→ EXERCISE:
Go through the data and copy every line exactly, but not the images.

→ GIVEN DATA:
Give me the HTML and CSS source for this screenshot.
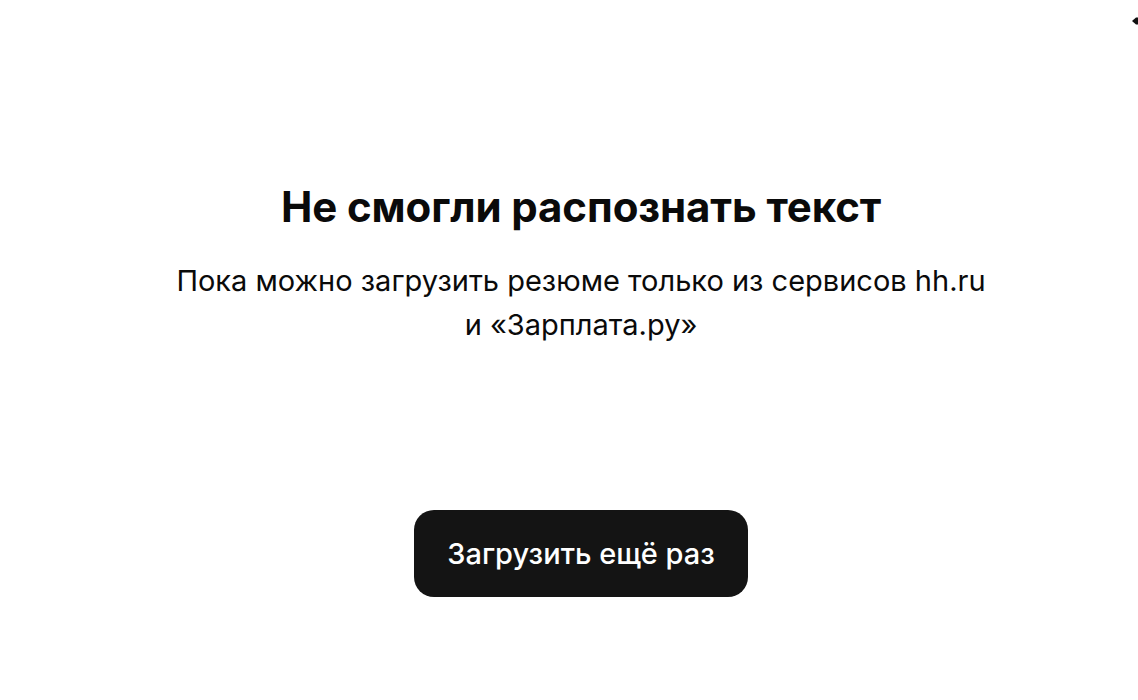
FILE: index.html
```html
<!DOCTYPE html>
<html lang="ru">
<head>
<meta charset="utf-8">
<title>Не смогли распознать текст</title>
<link rel="stylesheet" href="styles.css">
</head>
<body>
<div class="page">
  <span class="edge-mark" aria-hidden="true">
    <svg width="6" height="8" viewBox="0 0 6 8"><path d="M0 4 L4 0.5 L6 0.5 L6 7.5 L4 7.5 Z" fill="#111"/></svg>
  </span>
  <main class="content">
    <h1 class="title">Не смогли распознать текст</h1>
    <p class="subtitle">Пока можно загрузить резюме только из сервисов hh.ru<br>и «Зарплата.ру»</p>
    <button class="retry" type="button">Загрузить ещё раз</button>
  </main>
</div>
</body>
</html>
```

FILE: styles.css
```css
* { box-sizing: border-box; }
html, body {
  margin: 0;
  padding: 0;
  background: #ffffff;
}
body {
  font-family: Inter, "Noto Sans", "Liberation Sans", sans-serif;
  color: #000;
}
.page {
  position: relative;
  width: 1138px;
  height: 700px;
  overflow: hidden;
}
.edge-mark {
  position: absolute;
  top: 17px;
  right: 0;
  width: 6px;
  height: 8px;
  display: block;
}
.edge-mark svg { display: block; }
.content {
  display: flex;
  flex-direction: column;
  align-items: center;
  padding-top: 182px;
  padding-left: 24px;
}
.title {
  margin: 0;
  font-size: 42px;
  line-height: 50px;
  font-weight: 700;
  letter-spacing: -0.1px;
  color: #0a0a0a;
}
.subtitle {
  margin: 27px 0 0;
  font-size: 29px;
  line-height: 44px;
  font-weight: 400;
  text-align: center;
  color: #0a0a0a;
}
.retry {
  margin-top: 163px;
  width: 334px;
  height: 87px;
  border: none;
  border-radius: 20px;
  background: #141414;
  color: #ffffff;
  font-family: inherit;
  font-size: 29px;
  font-weight: 500;
  cursor: pointer;
}
```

→ THE REPLY:
Give me the HTML and CSS source for this screenshot.
FILE: index.html
```html
<!DOCTYPE html>
<html lang="ru">
<head>
<meta charset="utf-8">
<title>Не смогли распознать текст</title>
<link rel="stylesheet" href="styles.css">
</head>
<body>
<div class="page">
  <span class="edge-mark" aria-hidden="true">
    <svg width="6" height="8" viewBox="0 0 6 8"><path d="M0 4 L4 0.5 L6 0.5 L6 7.5 L4 7.5 Z" fill="#111"/></svg>
  </span>
  <main class="content">
    <h1 class="title">Не смогли распознать текст</h1>
    <p class="subtitle">Пока можно загрузить резюме только из сервисов hh.ru<br>и «Зарплата.ру»</p>
    <button class="retry" type="button">Загрузить ещё раз</button>
  </main>
</div>
</body>
</html>
```

FILE: styles.css
```css
* { box-sizing: border-box; }
html, body {
  margin: 0;
  padding: 0;
  background: #ffffff;
}
body {
  font-family: Inter, "Noto Sans", "Liberation Sans", sans-serif;
  color: #000;
}
.page {
  position: relative;
  width: 1138px;
  height: 700px;
  overflow: hidden;
}
.edge-mark {
  position: absolute;
  top: 17px;
  right: 0;
  width: 6px;
  height: 8px;
  display: block;
}
.edge-mark svg { display: block; }
.content {
  display: flex;
  flex-direction: column;
  align-items: center;
  padding-top: 182px;
  padding-left: 24px;
}
.title {
  margin: 0;
  font-size: 42px;
  line-height: 50px;
  font-weight: 700;
  letter-spacing: -0.1px;
  color: #0a0a0a;
}
.subtitle {
  margin: 27px 0 0;
  font-size: 29px;
  line-height: 44px;
  font-weight: 400;
  text-align: center;
  color: #0a0a0a;
}
.retry {
  margin-top: 163px;
  width: 334px;
  height: 87px;
  border: none;
  border-radius: 20px;
  background: #141414;
  color: #ffffff;
  font-family: inherit;
  font-size: 29px;
  font-weight: 500;
  cursor: pointer;
}
```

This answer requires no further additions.